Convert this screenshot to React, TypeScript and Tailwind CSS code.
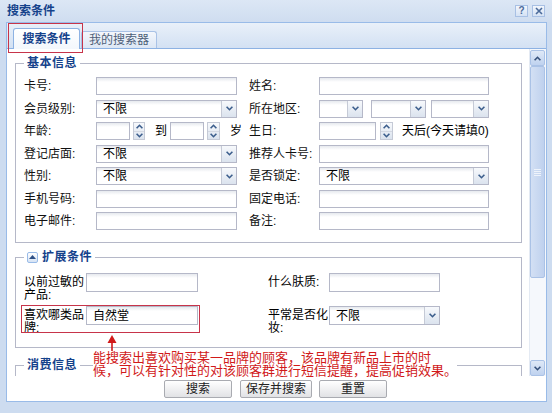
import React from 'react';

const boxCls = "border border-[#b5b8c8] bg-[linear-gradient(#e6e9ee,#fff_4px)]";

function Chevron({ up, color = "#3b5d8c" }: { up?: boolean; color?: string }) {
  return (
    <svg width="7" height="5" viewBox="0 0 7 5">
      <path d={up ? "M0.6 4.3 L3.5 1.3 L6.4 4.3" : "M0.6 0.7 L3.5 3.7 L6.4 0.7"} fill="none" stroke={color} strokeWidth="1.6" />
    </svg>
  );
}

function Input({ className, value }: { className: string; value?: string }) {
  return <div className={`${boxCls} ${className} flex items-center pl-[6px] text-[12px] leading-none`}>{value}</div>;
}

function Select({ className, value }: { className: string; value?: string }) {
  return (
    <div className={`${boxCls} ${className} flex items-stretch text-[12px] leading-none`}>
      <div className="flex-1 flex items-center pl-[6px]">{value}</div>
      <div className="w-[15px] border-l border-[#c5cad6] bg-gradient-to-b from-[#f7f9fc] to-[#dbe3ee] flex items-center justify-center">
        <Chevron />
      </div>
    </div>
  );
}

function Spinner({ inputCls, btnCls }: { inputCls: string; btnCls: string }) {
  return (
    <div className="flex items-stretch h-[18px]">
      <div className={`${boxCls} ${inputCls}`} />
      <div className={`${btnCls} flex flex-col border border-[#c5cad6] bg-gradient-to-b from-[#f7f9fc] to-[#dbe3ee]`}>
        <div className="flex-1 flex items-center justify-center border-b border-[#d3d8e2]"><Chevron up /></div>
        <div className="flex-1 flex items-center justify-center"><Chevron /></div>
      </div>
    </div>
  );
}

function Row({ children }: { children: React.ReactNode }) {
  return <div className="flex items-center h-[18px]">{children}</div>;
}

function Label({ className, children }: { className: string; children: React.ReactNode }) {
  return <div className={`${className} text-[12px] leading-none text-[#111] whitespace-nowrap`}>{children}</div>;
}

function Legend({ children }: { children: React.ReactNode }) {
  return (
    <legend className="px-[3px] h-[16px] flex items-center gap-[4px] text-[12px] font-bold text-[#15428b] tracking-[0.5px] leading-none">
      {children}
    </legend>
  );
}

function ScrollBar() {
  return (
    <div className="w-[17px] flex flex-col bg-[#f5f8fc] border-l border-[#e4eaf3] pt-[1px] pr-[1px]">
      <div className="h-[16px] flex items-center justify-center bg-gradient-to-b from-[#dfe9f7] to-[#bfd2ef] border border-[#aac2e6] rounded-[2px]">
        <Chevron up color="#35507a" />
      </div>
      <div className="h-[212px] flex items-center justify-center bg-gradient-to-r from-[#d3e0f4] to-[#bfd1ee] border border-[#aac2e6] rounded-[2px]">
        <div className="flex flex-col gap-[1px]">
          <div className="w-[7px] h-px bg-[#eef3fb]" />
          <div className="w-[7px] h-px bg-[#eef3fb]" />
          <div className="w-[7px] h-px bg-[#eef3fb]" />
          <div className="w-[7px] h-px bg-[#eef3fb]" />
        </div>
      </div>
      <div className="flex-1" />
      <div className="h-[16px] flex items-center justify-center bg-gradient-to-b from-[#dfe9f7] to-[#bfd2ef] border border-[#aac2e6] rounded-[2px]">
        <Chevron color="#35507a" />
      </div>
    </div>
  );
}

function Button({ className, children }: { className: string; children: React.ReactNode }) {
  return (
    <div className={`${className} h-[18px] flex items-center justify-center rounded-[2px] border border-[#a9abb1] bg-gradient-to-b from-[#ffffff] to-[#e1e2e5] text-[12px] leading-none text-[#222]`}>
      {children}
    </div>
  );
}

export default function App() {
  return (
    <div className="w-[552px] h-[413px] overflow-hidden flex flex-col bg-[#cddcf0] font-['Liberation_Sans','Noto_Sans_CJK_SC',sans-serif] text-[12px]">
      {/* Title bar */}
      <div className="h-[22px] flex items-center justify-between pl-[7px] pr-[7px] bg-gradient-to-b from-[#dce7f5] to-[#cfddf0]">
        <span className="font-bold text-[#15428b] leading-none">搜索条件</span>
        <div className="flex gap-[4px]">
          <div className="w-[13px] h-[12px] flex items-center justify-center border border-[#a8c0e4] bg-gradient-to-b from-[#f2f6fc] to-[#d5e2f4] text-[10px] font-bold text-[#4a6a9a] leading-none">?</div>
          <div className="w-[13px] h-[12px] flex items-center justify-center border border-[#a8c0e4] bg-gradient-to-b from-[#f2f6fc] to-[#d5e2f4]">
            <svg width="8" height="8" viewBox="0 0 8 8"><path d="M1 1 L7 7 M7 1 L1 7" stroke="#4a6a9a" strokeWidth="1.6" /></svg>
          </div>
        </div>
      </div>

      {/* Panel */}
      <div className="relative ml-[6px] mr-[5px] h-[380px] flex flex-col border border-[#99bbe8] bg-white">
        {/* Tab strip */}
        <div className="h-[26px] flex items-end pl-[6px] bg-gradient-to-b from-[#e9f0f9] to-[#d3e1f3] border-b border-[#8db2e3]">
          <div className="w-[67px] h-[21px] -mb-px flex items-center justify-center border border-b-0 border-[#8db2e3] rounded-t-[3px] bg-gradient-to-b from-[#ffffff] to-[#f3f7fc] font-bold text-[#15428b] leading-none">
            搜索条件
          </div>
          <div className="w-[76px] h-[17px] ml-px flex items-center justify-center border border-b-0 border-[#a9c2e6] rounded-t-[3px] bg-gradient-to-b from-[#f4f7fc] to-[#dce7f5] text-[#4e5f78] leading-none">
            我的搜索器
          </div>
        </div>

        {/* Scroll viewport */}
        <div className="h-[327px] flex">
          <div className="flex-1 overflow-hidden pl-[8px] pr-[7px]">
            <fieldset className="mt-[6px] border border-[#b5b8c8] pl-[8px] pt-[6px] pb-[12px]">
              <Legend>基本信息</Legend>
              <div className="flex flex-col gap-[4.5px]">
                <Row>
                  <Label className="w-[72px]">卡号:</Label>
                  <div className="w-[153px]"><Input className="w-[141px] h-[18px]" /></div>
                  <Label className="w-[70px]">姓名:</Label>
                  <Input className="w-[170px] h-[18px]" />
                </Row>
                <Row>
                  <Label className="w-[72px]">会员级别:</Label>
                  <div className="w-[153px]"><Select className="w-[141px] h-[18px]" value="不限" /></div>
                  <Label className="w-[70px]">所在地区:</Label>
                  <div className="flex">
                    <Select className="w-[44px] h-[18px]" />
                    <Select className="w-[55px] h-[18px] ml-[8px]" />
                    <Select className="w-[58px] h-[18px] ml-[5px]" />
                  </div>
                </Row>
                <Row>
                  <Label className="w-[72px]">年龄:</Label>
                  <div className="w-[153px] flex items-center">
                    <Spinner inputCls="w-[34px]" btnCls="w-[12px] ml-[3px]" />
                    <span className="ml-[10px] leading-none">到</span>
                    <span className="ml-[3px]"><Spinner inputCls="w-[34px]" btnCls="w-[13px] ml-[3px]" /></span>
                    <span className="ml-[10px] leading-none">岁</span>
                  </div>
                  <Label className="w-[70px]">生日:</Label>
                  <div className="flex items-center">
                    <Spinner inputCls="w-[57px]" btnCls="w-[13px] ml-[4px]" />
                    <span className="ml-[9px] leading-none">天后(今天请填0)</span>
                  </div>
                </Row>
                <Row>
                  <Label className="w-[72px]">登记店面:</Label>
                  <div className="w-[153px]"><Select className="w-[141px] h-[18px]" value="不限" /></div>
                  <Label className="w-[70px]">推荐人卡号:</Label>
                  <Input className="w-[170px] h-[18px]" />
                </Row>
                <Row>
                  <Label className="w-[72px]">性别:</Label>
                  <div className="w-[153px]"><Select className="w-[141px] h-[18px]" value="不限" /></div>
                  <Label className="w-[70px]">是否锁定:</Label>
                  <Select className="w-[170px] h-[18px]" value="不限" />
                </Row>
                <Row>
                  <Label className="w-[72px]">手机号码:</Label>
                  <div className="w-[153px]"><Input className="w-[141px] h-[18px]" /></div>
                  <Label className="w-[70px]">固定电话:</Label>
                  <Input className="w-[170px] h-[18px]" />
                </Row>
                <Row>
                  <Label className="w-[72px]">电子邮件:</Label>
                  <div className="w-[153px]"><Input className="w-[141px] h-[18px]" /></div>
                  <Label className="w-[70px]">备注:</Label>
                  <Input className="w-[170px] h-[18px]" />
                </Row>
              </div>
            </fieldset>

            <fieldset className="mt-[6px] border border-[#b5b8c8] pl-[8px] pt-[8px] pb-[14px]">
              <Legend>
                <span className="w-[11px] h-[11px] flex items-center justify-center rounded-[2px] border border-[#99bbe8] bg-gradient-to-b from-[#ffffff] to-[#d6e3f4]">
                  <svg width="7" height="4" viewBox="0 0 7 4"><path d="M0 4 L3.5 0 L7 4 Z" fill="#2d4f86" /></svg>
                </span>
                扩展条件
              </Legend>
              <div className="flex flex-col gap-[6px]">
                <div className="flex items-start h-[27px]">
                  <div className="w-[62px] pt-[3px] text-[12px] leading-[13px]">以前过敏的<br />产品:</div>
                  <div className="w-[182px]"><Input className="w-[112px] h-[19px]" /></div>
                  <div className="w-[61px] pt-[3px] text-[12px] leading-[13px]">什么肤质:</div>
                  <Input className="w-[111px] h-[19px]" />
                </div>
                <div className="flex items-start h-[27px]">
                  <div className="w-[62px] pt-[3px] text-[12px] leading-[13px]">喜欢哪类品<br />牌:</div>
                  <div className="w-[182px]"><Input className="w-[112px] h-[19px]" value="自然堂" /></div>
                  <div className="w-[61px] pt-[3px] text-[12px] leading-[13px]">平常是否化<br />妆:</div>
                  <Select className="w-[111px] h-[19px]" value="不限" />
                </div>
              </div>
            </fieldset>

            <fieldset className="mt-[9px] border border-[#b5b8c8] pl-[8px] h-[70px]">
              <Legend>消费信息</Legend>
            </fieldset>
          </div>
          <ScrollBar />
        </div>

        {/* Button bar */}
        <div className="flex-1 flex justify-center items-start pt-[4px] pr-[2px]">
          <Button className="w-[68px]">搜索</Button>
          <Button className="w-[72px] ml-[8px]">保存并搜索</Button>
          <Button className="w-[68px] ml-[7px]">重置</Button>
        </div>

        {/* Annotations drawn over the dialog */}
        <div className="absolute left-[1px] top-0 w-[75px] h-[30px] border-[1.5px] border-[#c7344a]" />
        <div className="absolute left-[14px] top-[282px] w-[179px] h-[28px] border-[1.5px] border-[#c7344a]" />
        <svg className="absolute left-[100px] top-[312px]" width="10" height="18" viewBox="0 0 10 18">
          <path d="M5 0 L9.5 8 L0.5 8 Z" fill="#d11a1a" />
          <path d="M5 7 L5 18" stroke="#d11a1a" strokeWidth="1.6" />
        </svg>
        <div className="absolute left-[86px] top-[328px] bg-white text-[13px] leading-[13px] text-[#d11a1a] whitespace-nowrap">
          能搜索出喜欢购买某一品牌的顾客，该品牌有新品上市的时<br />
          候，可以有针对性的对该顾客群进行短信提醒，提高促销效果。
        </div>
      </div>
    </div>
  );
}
==
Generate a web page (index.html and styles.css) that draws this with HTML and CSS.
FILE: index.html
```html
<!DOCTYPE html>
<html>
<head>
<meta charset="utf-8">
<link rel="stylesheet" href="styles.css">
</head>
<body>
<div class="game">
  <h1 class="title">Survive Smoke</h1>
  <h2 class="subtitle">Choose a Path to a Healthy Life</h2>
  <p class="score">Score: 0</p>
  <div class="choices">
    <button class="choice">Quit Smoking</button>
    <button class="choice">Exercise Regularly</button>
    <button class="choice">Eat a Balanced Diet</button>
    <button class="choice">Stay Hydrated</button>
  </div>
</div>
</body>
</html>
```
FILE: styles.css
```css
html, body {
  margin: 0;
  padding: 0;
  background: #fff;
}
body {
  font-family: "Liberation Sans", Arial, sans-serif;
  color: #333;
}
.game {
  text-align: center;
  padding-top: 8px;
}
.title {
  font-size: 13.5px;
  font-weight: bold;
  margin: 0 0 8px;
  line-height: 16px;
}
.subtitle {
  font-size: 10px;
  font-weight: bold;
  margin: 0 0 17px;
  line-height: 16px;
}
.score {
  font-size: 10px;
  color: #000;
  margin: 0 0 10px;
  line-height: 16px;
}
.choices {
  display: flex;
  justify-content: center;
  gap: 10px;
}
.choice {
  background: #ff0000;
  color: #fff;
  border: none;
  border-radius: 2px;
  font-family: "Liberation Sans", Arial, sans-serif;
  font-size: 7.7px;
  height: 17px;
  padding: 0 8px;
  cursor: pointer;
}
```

* [YOUR GOAL] Select from the material above each line in which the string "this" appears, and list those lines.

* [FULL OUTPUT]
Convert this screenshot to React, TypeScript and Tailwind CSS code.
Generate a web page (index.html and styles.css) that draws this with HTML and CSS.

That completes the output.